= Ahotsak =

Ahotsak (Voices) is a women's platform for peace in the Basque Country created in March 2006 following the announcement of the ETA ceasefire, with the aim of delegitimizing violence and demanding dialogue and the development of political projects by exclusively peaceful and democratic means.

== Impellers ==
It was promoted by a group of women parliamentarians and politicians including Gemma Zabaleta (PSE), Jone Goirizelaia (Batasuna), Kontxi Bilbao (EB), Ainhoa Aznárez (PSN), Nekane Alzelai (EA), Elixabete Piñol (PNV), Gemma González de Txabarri (PNV) and Itzíar Gómez (Aralar).

During 2006, the platform held different events with the aim of bringing together women of different ideologies and sensitivities from Euskadi, Navarre and the French Basque Country and met with groups from the Basque feminist movement and political women's groups from other Spanish autonomous communities. In May 2006, the Plataforma Dones Catalanes per Ahotsak (Catalan Women for Ahotsak Platform), made up of 300 women, including jurist Gemma Calvet and politicians such as Lourdes Muñoz (PSC), Imma Mayol (ICV), Carme Porta (ERC), Mercè Pigem (CiU), was presented in Catalonia to support the Basque women's initiative.

== Philosophy and Manifesto ==
The collective's philosophy was embodied in a document signed by more than 5,000 women presented at a public ceremony at the Palacio Euskalduna in Bilbao on 2 December 2006 in which, in addition to accepting the political nature of the conflict, they demanded the participation of women in its resolution, insofar as they also form part of the conflict and proclaimed the need for a political and democratic solution, as well as the right of Basque citizens to decide.

They acknowledged that the process open in Euskadi was not going through its best moment, they advocated looking for meeting points, recognizing in the other the part of truth that assists them and assuming the gender perspective as an unavoidable premise. Women constitute half of the whole community, therefore, we must also be half of the solution, pointed out the document that called for an active role, full and equal with men, as the only way to lay the foundations of a lasting peace and contribute to the creation of a more just, more democratic and more egalitarian society.

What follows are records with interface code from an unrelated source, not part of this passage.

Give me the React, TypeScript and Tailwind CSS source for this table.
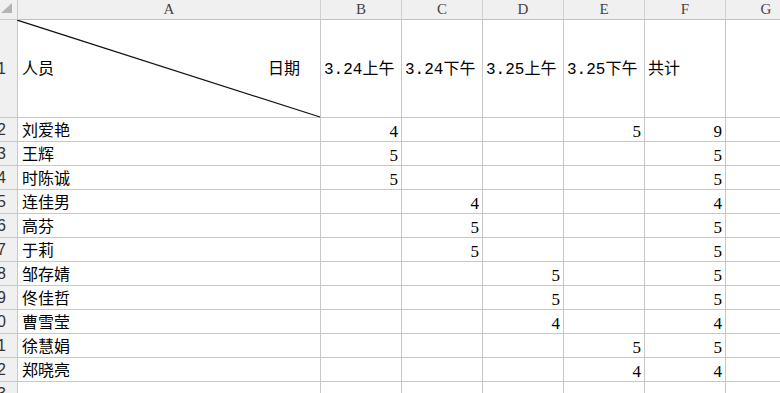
import React from "react";

type Cell = string | number;

const cols = ["A", "B", "C", "D", "E", "F", "G"];
const dates = ["3.24上午", "3.24下午", "3.25上午", "3.25下午", "共计"];

// name, B, C, D, E, F(total)
const rows: Cell[][] = [
  ["刘爱艳", 4, "", "", 5, 9],
  ["王辉", 5, "", "", "", 5],
  ["时陈诚", 5, "", "", "", 5],
  ["连佳男", "", 4, "", "", 4],
  ["高芬", "", 5, "", "", 5],
  ["于莉", "", 5, "", "", 5],
  ["邹存婧", "", "", 5, "", 5],
  ["佟佳哲", "", "", 5, "", 5],
  ["曹雪莹", "", "", 4, "", 4],
  ["徐慧娟", "", "", "", 5, 5],
  ["郑晓亮", "", "", "", 4, 4],
  ["", "", "", "", "", ""],
];

const mono = {
  fontFamily: '"Liberation Mono", "Noto Sans CJK SC", monospace',
};
const serif = {
  fontFamily: '"Liberation Serif", "Noto Sans CJK SC", serif',
};

const grid = "border-r border-b border-[#c8c8c8]";
const colW = ["w-[303px]", "w-[81px]", "w-[81px]", "w-[81px]", "w-[81px]", "w-[81px]", "w-[81px]"];

const RowHead = ({ n, h }: { n: number; h: string }) => (
  <div
    className={`${h} w-[18px] shrink-0 flex items-center justify-end overflow-hidden pr-[11px] bg-[#f0f0f0] border-r border-b border-[#c8c8c8] text-[16px] text-[#333]`}
    style={{ fontFamily: '"Liberation Sans", sans-serif' }}
  >
    <span className="whitespace-nowrap">{n}</span>
  </div>
);

export default function App() {
  return (
    <div className="w-[780px] h-[393px] overflow-hidden bg-white" style={mono}>
      {/* column letters */}
      <div className="flex h-[20px]">
        <div className="w-[18px] shrink-0 relative bg-[#f0f0f0] border-r border-b border-[#c8c8c8]">
          <svg className="absolute left-0 top-0" width="17" height="19">
            <polygon points="1,13 12,3 12,13" fill="#b4b4b4" />
          </svg>
        </div>
        {cols.map((c, i) => (
          <div
            key={c}
            className={`${colW[i]} shrink-0 flex items-center justify-center bg-[#f0f0f0] border-r border-b border-[#d0d0d0] border-b-[#c0c0c0] text-[15px] text-[#444]`}
            style={serif}
          >
            {c}
          </div>
        ))}
      </div>

      {/* header row with the split cell */}
      <div className="flex h-[98px]">
        <RowHead n={1} h="h-[98px]" />
        <div className={`${colW[0]} shrink-0 relative flex items-center justify-between pt-[2px] pl-[4px] pr-[20px] text-[16px] ${grid}`}>
          <span>人员</span>
          <span>日期</span>
          <svg className="absolute -left-px top-0 w-[304px] h-[98px]" viewBox="0 0 304 98" preserveAspectRatio="none">
            <line x1="0" y1="0" x2="303" y2="97" stroke="#111" strokeWidth="1.2" />
          </svg>
        </div>
        {dates.map((d) => (
          <div key={d} className={`w-[81px] shrink-0 flex items-center pt-[2px] pl-[3px] text-[16px] whitespace-nowrap ${grid}`}>
            {d}
          </div>
        ))}
        <div className={`w-[81px] shrink-0 ${grid}`} />
      </div>

      {rows.map((r, ri) => (
        <div key={ri} className="flex h-[24px]">
          <RowHead n={ri + 2} h="h-[24px]" />
          <div className={`${colW[0]} shrink-0 flex items-end pl-[4px] pb-[1px] text-[16px] leading-[16px] ${grid}`}>
            {r[0]}
          </div>
          {r.slice(1).map((v, ci) => (
            <div
              key={ci}
              className={`w-[81px] shrink-0 flex items-end justify-end pr-[3px] pb-[1px] text-[17px] leading-[16px] ${grid}`}
              style={serif}
            >
              {v}
            </div>
          ))}
          <div className={`w-[81px] shrink-0 ${grid}`} />
        </div>
      ))}
    </div>
  );
}
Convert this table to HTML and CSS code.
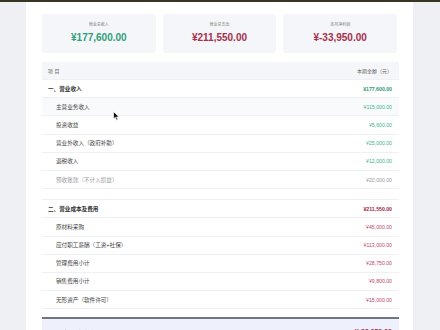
FILE: index.html
```html
<!DOCTYPE html>
<html lang="zh">
<head>
<meta charset="utf-8">
<link rel="stylesheet" href="styles.css">
</head>
<body>
<div class="topbar"></div>
<main class="sheet">
  <section class="cards">
    <div class="card"><div class="card-label">营业总收入</div><div class="card-value pos">¥177,600.00</div></div>
    <div class="card"><div class="card-label">营业总支出</div><div class="card-value neg">¥211,550.00</div></div>
    <div class="card"><div class="card-label">本月净利润</div><div class="card-value neg">¥-33,950.00</div></div>
  </section>
  <section class="table">
    <div class="row head"><span>项 目</span><span>本期金额（元）</span></div>
    <div class="row section"><span>一、营业收入</span><span class="amt pos-strong">¥177,600.00</span></div>
    <div class="row sub hover"><span>主营业务收入</span><span class="amt pos">¥115,000.00</span></div>
    <div class="row sub"><span>投资收益</span><span class="amt pos">¥5,600.00</span></div>
    <div class="row sub"><span>营业外收入（政府补助）</span><span class="amt pos">¥25,000.00</span></div>
    <div class="row sub"><span>退税收入</span><span class="amt pos">¥12,000.00</span></div>
    <div class="row sub muted"><span>预收账款（不计入损益）</span><span class="amt">¥20,000.00</span></div>
    <div class="spacer"></div>
    <div class="row section"><span>二、营业成本及费用</span><span class="amt neg-strong">¥211,550.00</span></div>
    <div class="row sub"><span>原材料采购</span><span class="amt neg">¥45,000.00</span></div>
    <div class="row sub"><span>应付职工薪酬（工资+社保）</span><span class="amt neg">¥113,000.00</span></div>
    <div class="row sub"><span>管理费用小计</span><span class="amt neg">¥28,750.00</span></div>
    <div class="row sub"><span>销售费用小计</span><span class="amt neg">¥9,800.00</span></div>
    <div class="row sub"><span>无形资产（软件许可）</span><span class="amt neg">¥15,000.00</span></div>
    <div class="spacer last"></div>
    <div class="row total"><span>三、本月净利润</span><span class="amt neg-strong">¥-33,950.00</span></div>
  </section>
</main>
<svg class="cursor" width="7" height="10" viewBox="0 0 7 10"><path d="M0.5 0.5 L0.5 8 L2.3 6.3 L3.6 9.3 L4.8 8.8 L3.6 5.9 L6 5.9 Z" fill="#111" stroke="#fff" stroke-width="0.7"/></svg>
</body>
</html>
```

FILE: styles.css
```css
* { box-sizing: border-box; margin: 0; padding: 0; }
html, body { height: 100%; }
body {
  background: #eef0f4;
  font-family: "Liberation Sans", "Noto Sans CJK SC", sans-serif;
  color: #333;
  overflow: hidden;
  position: relative;
}
.topbar { height: 2px; background: #3b3424; }
.sheet {
  width: 387px;
  margin-left: 26px;
  background: #fff;
  padding: 12px 14px 0 16px;
  min-height: 328px;
}
.cards {
  display: grid;
  grid-template-columns: repeat(3, 1fr);
  gap: 7px;
  margin-right: 2px;
}
.card {
  background: #f5f6f9;
  border-radius: 3px;
  height: 39px;
  display: flex;
  flex-direction: column;
  align-items: center;
  padding-top: 8px;
}
.card-label { font-size: 4px; line-height: 6px; color: #777; }
.card-value { font-size: 10px; line-height: 12px; font-weight: 700; margin-top: 4px; }
.card-value.pos { color: #2f9f78; }
.card-value.neg { color: #a52f4b; }

.table { margin-top: 9px; }
.row {
  display: flex;
  justify-content: space-between;
  align-items: center;
  height: 18.2px;
  padding: 0 7px 0 6px;
  border-bottom: 1px solid #eff0f3;
  font-size: 5.6px;
  color: #444;
}
.row.head { height: 18px; background: #f5f6f9; color: #666; font-size: 5px; }
.row.section { font-weight: 700; color: #333; }
.row.sub { padding-left: 14px; background: #fff; }
.row.sub.hover { background: #f9fafb; }
.row.muted { color: #999; }
.row.muted .amt { color: #999; }
.amt { font-size: 5.2px; }
.pos-strong { color: #2a9b73; }
.pos { color: #3cb48a; }
.neg-strong { color: #9f2847; }
.neg { color: #c0466b; }
.spacer { height: 11px; border-bottom: 1px solid #eff0f3; }
.spacer.last { height: 10px; border-bottom: 2px solid #6f7680; }
.row.total { background: #eef0fb; height: 20px; font-size: 7px; font-weight: 700; padding-top: 9px; align-items: flex-start; }
.row.total .amt { font-size: 7px; }
.cursor { position: absolute; left: 113px; top: 111px; }
```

Ahotsak presented its proposal as the one that had so far achieved the greatest political, trade union, social and territorial consensus. However, they did not have the support of PP or UPN members.

The position of the socialist women members of the platform within their own formations was not easy, despite the fact that they supported the peace process initiated by the then president of the government, José Luís Rodríguez Zapatero. Sectors of their party criticized them for "appearing accompanied by prominent figures from the world of Batasuna" and showing themselves to be in favor of a dialogued solution to the Basque conflict.